Records supplied>

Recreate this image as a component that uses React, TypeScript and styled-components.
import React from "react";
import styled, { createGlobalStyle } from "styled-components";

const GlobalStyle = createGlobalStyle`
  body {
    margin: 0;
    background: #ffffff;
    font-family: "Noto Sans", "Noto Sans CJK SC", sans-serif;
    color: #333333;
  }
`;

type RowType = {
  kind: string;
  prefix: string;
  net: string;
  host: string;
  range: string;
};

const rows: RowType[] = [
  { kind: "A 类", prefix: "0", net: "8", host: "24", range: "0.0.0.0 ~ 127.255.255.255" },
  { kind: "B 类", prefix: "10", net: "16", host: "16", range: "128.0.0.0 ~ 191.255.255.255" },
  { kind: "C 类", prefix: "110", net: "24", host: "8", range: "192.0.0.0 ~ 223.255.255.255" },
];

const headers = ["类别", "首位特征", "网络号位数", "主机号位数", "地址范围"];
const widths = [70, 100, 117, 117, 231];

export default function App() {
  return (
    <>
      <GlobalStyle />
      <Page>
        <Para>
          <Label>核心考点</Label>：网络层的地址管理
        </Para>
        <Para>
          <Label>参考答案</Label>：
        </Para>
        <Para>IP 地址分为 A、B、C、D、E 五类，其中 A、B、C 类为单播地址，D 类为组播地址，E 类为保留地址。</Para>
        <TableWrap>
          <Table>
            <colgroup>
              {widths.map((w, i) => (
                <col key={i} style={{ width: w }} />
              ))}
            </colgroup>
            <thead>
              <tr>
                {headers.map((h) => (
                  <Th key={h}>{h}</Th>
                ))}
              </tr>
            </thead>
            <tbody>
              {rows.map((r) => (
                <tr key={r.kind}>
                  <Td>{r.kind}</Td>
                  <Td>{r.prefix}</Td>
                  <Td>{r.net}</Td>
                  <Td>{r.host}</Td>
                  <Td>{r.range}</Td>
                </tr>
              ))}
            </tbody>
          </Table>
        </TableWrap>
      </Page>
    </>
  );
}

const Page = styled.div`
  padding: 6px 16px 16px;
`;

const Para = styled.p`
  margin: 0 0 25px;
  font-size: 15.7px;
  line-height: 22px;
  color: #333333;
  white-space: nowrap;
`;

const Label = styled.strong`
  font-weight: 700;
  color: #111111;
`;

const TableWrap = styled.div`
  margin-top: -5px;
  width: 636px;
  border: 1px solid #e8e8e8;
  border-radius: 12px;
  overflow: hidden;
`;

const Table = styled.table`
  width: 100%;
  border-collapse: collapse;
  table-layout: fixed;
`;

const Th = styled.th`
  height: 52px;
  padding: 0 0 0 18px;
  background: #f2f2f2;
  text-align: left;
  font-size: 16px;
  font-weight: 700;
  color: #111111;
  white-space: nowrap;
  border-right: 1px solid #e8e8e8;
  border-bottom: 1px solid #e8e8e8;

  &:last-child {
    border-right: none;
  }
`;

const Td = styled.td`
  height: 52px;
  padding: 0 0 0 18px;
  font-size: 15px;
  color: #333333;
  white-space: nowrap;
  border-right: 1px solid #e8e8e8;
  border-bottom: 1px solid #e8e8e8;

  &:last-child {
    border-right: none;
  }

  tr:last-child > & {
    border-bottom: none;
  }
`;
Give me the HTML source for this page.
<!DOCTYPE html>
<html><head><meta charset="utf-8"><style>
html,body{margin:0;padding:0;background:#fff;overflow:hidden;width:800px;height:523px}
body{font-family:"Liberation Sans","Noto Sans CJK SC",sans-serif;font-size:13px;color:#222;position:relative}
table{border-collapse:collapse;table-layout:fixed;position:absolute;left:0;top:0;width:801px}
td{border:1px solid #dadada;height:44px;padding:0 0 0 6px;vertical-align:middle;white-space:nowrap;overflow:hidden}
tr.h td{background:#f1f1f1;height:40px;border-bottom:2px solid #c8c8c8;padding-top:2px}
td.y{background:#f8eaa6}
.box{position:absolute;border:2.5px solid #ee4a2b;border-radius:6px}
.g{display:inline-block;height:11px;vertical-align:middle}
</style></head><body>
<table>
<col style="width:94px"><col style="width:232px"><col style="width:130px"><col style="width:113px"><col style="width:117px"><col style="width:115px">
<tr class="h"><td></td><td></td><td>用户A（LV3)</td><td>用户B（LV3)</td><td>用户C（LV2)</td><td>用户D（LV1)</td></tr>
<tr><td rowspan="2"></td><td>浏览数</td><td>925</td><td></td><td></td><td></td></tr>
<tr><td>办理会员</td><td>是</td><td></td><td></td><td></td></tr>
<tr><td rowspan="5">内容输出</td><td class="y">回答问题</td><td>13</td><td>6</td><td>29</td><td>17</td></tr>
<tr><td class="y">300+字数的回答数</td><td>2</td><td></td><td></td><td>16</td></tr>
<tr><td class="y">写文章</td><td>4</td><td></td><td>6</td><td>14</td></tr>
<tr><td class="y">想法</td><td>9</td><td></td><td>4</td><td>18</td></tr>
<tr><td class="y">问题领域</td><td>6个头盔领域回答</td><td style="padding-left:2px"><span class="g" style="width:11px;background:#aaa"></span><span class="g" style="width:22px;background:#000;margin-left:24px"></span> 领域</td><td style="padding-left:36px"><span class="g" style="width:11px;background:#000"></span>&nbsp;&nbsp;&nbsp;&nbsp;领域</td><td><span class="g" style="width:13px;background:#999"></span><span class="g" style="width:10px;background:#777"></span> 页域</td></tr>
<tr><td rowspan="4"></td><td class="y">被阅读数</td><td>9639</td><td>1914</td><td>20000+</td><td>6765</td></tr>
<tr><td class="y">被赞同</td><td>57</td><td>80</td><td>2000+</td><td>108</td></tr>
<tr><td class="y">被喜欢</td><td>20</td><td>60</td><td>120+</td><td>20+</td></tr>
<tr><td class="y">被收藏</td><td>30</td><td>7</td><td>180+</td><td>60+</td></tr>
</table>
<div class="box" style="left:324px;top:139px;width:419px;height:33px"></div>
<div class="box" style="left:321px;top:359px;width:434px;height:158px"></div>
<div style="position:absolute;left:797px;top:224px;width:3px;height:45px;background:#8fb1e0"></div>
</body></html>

==

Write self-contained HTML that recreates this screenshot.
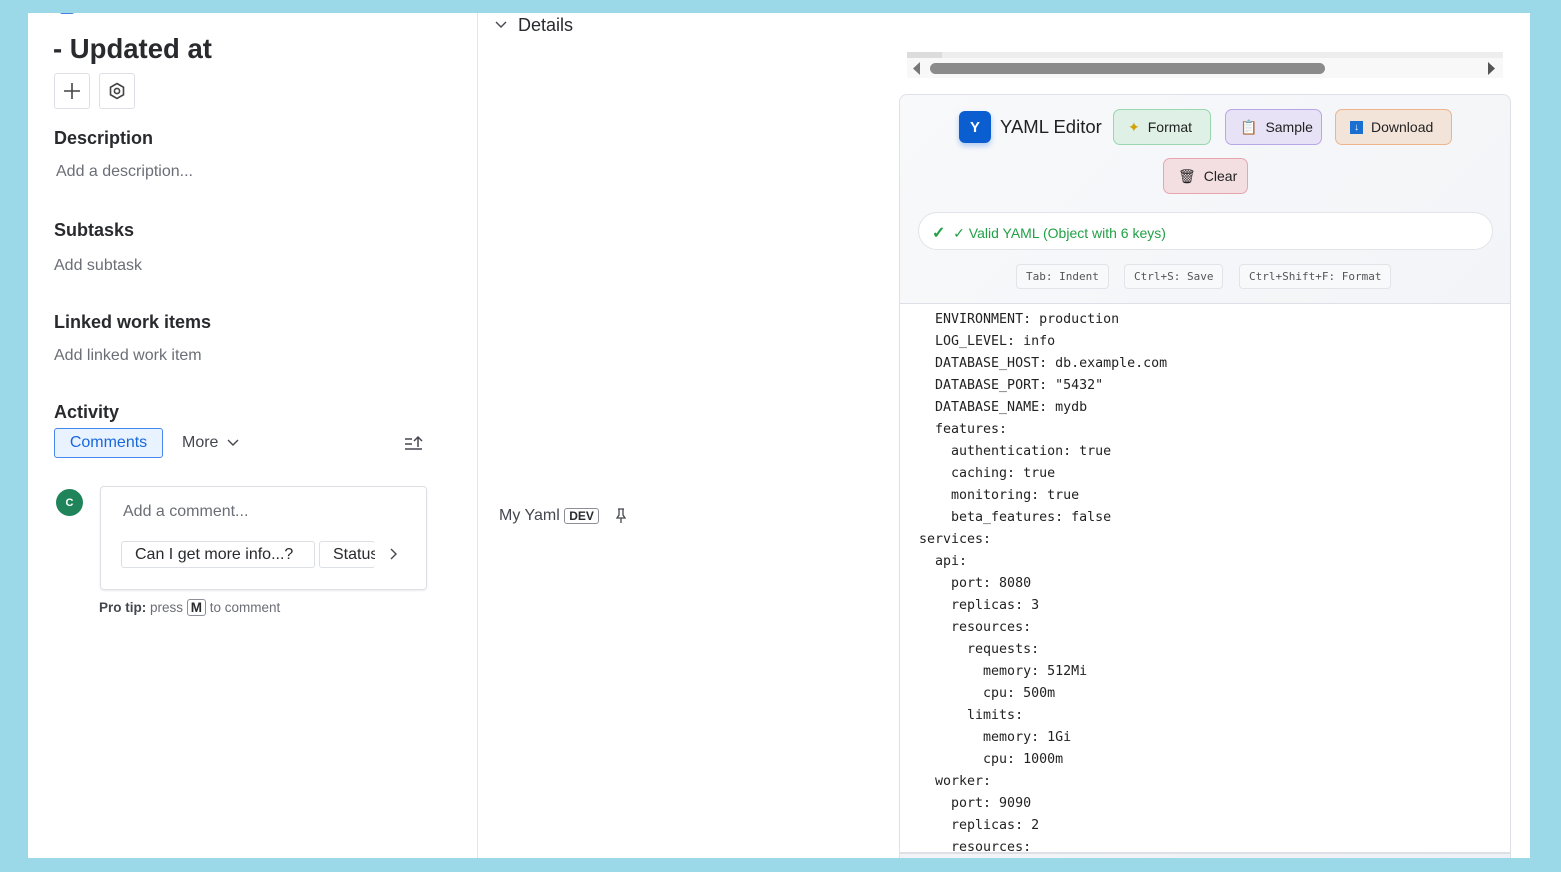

Work to complete>
Copy the records above exactly, beginning at the line that contains "Recreate this image" and stopping after the line that contains "const widths = [70, 100, 117, 117, 231];".

The output>
Recreate this image as a component that uses React, TypeScript and styled-components.
import React from "react";
import styled, { createGlobalStyle } from "styled-components";

const GlobalStyle = createGlobalStyle`
  body {
    margin: 0;
    background: #ffffff;
    font-family: "Noto Sans", "Noto Sans CJK SC", sans-serif;
    color: #333333;
  }
`;

type RowType = {
  kind: string;
  prefix: string;
  net: string;
  host: string;
  range: string;
};

const rows: RowType[] = [
  { kind: "A 类", prefix: "0", net: "8", host: "24", range: "0.0.0.0 ~ 127.255.255.255" },
  { kind: "B 类", prefix: "10", net: "16", host: "16", range: "128.0.0.0 ~ 191.255.255.255" },
  { kind: "C 类", prefix: "110", net: "24", host: "8", range: "192.0.0.0 ~ 223.255.255.255" },
];

const headers = ["类别", "首位特征", "网络号位数", "主机号位数", "地址范围"];
const widths = [70, 100, 117, 117, 231];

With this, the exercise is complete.